Forks in the background may run after an event or service has been
processed when udev is detached from pipe. As a result process
fails quietly if any message is written.
To prevent from it, each fork has to close all parent streams. Leave
stderr and stdout opened only for debug purposes.
Unify it across all forks. Introduce other descriptors detection by
scanning /proc/self/fd directory.

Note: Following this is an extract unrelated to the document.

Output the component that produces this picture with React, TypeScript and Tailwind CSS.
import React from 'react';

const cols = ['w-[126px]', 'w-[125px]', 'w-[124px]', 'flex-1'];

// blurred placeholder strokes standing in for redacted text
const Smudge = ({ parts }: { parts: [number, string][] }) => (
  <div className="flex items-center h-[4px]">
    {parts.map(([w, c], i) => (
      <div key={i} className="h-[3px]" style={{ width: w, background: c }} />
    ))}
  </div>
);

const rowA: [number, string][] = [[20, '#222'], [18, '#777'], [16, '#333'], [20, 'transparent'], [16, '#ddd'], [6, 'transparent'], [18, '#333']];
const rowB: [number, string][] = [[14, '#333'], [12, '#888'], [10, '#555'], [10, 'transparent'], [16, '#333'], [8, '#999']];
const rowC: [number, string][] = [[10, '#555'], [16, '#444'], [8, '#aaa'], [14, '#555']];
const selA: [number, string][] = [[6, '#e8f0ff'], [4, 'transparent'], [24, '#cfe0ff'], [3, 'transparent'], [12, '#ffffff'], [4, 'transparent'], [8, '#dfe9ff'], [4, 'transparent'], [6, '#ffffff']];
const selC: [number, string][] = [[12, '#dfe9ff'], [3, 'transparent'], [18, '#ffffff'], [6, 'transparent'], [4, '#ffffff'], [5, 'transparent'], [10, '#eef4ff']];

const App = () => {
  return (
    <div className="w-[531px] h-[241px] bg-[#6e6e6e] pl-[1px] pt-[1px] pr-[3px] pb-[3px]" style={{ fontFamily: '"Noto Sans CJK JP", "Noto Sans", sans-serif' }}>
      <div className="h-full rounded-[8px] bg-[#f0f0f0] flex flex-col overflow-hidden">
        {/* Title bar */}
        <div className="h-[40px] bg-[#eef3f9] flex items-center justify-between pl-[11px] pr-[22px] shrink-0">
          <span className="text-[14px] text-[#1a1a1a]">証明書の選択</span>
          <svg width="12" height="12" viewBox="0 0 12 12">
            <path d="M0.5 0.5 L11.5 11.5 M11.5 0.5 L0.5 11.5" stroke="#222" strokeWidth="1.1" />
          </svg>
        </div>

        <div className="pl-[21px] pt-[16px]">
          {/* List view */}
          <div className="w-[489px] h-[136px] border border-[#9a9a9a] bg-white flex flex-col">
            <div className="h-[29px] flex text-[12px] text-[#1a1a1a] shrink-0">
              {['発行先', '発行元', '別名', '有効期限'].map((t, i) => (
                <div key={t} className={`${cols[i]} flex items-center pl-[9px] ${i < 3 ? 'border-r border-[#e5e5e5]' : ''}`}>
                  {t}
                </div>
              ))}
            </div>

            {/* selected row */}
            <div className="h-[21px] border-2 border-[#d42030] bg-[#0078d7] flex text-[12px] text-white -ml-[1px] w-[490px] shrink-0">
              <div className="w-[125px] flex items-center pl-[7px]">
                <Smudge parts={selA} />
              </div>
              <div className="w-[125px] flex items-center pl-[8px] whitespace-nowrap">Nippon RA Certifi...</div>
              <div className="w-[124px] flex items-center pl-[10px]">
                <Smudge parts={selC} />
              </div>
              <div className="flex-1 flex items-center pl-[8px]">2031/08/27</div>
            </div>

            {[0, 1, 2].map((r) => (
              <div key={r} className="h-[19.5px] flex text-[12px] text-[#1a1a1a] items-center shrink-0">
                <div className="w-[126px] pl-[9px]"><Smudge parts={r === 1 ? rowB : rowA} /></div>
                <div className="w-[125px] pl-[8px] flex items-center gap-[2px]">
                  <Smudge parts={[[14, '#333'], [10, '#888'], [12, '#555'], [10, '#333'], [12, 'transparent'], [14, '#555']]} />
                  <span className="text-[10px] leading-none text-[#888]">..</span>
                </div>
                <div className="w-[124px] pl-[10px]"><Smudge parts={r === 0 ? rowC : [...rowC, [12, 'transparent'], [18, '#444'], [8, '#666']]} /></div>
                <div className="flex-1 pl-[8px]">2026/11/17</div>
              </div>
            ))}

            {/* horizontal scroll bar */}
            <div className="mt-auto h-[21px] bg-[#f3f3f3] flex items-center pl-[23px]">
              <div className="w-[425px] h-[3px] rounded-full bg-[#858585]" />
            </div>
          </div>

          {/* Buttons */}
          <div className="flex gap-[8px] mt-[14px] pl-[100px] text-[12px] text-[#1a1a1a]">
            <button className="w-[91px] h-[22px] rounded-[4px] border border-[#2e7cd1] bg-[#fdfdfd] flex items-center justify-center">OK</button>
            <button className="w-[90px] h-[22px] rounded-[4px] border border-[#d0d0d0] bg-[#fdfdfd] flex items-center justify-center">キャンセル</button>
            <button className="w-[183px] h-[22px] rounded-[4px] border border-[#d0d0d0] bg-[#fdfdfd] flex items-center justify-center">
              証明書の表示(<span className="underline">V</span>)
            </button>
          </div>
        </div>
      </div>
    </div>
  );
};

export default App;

Add generic method for
managing systemd services.
Signed-off-by: Mariusz Tkaczyk <mariusz.tkaczyk@intel.com>
---
Grow.c | 52 +++------------------
Incremental.c | 1 +
Monitor.c | 5 +-
mdadm.h | 10 ++++
mdmon.c | 9 +---
util.c | 124 ++++++++++++++++++++++++++++++++------------------
6 files changed, 100 insertions(+), 101 deletions(-)
diff --git a/Grow.c b/Grow.c
index 57db7d4..6b8321c 100644
--- a/Grow.c
+++ b/Grow.c
@@ -2982,47 +2982,6 @@ static void catch_term(int sig)
sigterm = 1;
}
-static int continue_via_systemd(char *devnm)
-{
- int skipped, i, pid, status;
- char pathbuf[1024];
- /* In a systemd/udev world, it is best to get systemd to
- * run "mdadm --grow --continue" rather than running in the
- * background.
- */
- switch(fork()) {
- case 0:
- /* FIXME yuk. CLOSE_EXEC?? */
- skipped = 0;
- for (i = 3; skipped < 20; i++)
- if (close(i) < 0)
- skipped++;
- else
- skipped = 0;
-
- /* Don't want to see error messages from
- * systemctl. If the service doesn't exist,
- * we fork ourselves.
- */
- close(2);
- open("/dev/null", O_WRONLY);
- snprintf(pathbuf, sizeof(pathbuf),
- "mdadm-grow-continue@%s.service", devnm);
- status = execl("/usr/bin/systemctl", "systemctl", "restart",
- pathbuf, NULL);
- status = execl("/bin/systemctl", "systemctl", "restart",
- pathbuf, NULL);
- exit(1);
- case -1: /* Just do it ourselves. */
- break;
- default: /* parent - good */
- pid = wait(&status);
- if (pid >= 0 && status == 0)
- return 1;
- }
- return 0;
-}
-
static int reshape_array(char *container, int fd, char *devname,
struct supertype *st, struct mdinfo *info,
int force, struct mddev_dev *devlist,
@@ -3401,6 +3360,7 @@ static int reshape_array(char *container, int fd, char *devname,
default: /* parent */
return 0;
case 0:
+ manage_fork_fds(0);
map_fork();
break;
}
@@ -3509,8 +3469,9 @@ started:
return 1;
}
- if (!forked && !check_env("MDADM_NO_SYSTEMCTL"))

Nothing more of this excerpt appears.